Comment l'étude a-t-elle été menée ?
De centaines d'articles aux preuves les plus solides
Nous avons effectué des recherches dans sept grandes bases de données scientifiques, ainsi que dans d'autres sources, et avons initialement identifié 829 études. Après avoir appliqué des critères d'inclusion stricts, nous avons retenu 33 études portant sur un échantillon combiné de 12 697 participants (âgés en moyenne de 25 ans, dont environ 63 % de femmes) provenant du monde entier.
La plupart des études s'appuyaient sur des échantillons de la population générale, mais quelques-unes incluaient des groupes cliniques tels que des personnes souffrant de troubles obsessionnels compulsifs (TOC) ou de troubles de stress post-traumatique (TSPT).

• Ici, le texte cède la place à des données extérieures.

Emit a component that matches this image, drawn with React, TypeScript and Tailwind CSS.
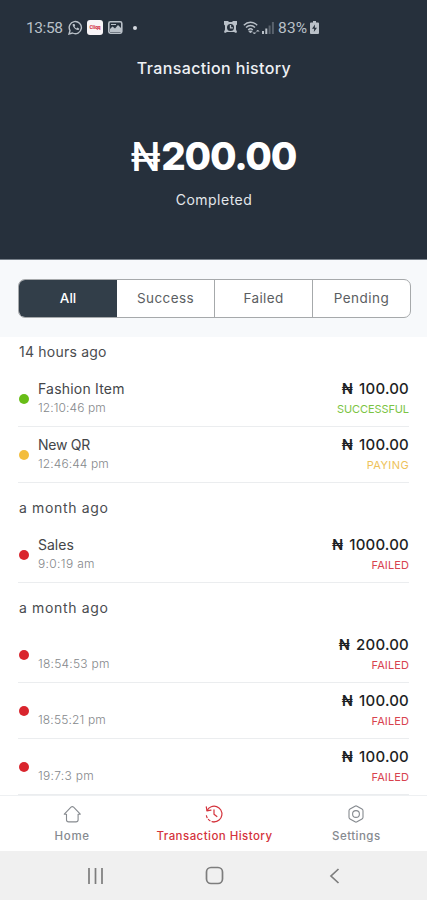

La sensibilité a été mesurée à l'aide de l'échelle Highly Sensitive Person Scale (HSPS) ou de sa version pour enfants (2, 3), tandis que la santé mentale a été évaluée à l'aide d'outils bien établis tels que le Beck Depression Inventory (BDI) et le Depression, Anxiety and Stress Scale (DASS-21).
Nous avons d'abord procédé à une revue systématique afin de recenser les données existantes, puis à une méta-analyse, qui nous a permis de calculer la force globale du lien entre la sensibilité et les troubles mentaux courants tels que la dépression et l'anxiété.
Quelles sont les limites de cette recherche ?
Même les preuves solides ont leurs lacunes.
Bien que nos conclusions soient solides, elles s'accompagnent de quelques réserves :
La plupart des études incluses s'appuient sur des questionnaires d'auto-évaluation, qui peuvent introduire un biais.
La majorité des participants proviennent de la population générale et sont souvent des étudiants, il est donc nécessaire de mener des travaux supplémentaires avec des échantillons cliniques et des groupes d'individus plus âgés.
Bon nombre des études sont transversales, ce qui signifie qu'elles capturent les associations à un moment donné, mais ne peuvent fournir d'informations sur les causes et les effets.
Les recherches futures devront suivre des personnes au fil du temps et dans différents contextes culturels afin de comprendre pleinement comment la sensibilité influence la santé mentale et le traitement.
Conclusion
Notre étude confirme que la haute sensibilité est liée à la dépression, à l'anxiété et à d'autres troubles mentaux. Cependant, la sensibilité n'est pas seulement une source de vulnérabilité. Elle s'accompagne également de forces uniques. En reconnaissant et en soutenant les personnes sensibles dans un contexte thérapeutique, nous pouvons réduire les risques et leur offrir des opportunités de s'épanouir.
La version complète en anglais de cet article de recherche est disponible ici : The Relationship Between Environmental Sensitivity and Common Mental-Health Problems in Adolescents and Adults: A Systematic Review and Meta-Analysis
References
Falkenstein, T., Sartori, L., Malanchini, M., Hadfield, K., & Pluess, M. (2025). The relationship between environmental sensitivity and common mental-health problems in adolescents and adults: A systematic review and meta-analysis. Clinical Psychological Science. https://doi.org/10.1177/21677026251348428
Aron, E. N., & Aron, A. (1997). Sensory-processing sensitivity and its relation to introversion and emotionality. Journal of Personality and Social Psychology, 73(2), 345–368.
Pluess, M., Assary, E., Lionetti, F., Lester, K. J., Krapohl, E., Aron, E. N., & Aron, A. (2018). Environmental sensitivity in children: Development of the Highly Sensitive Child Scale and identification of sensitivity groups. Developmental Psychology, 54(1), 51–70. https://doi.org/10.1037/dev0000406
Lionetti, F., Aron, E. N., Aron, A., Burns, G. L., Jagiellowicz, J., & Pluess, M. (2018). Dandelions, tulips and orchids: Evidence for sensitivity as a distinct personality trait. Developmental Psychology, 54(1), 160–172.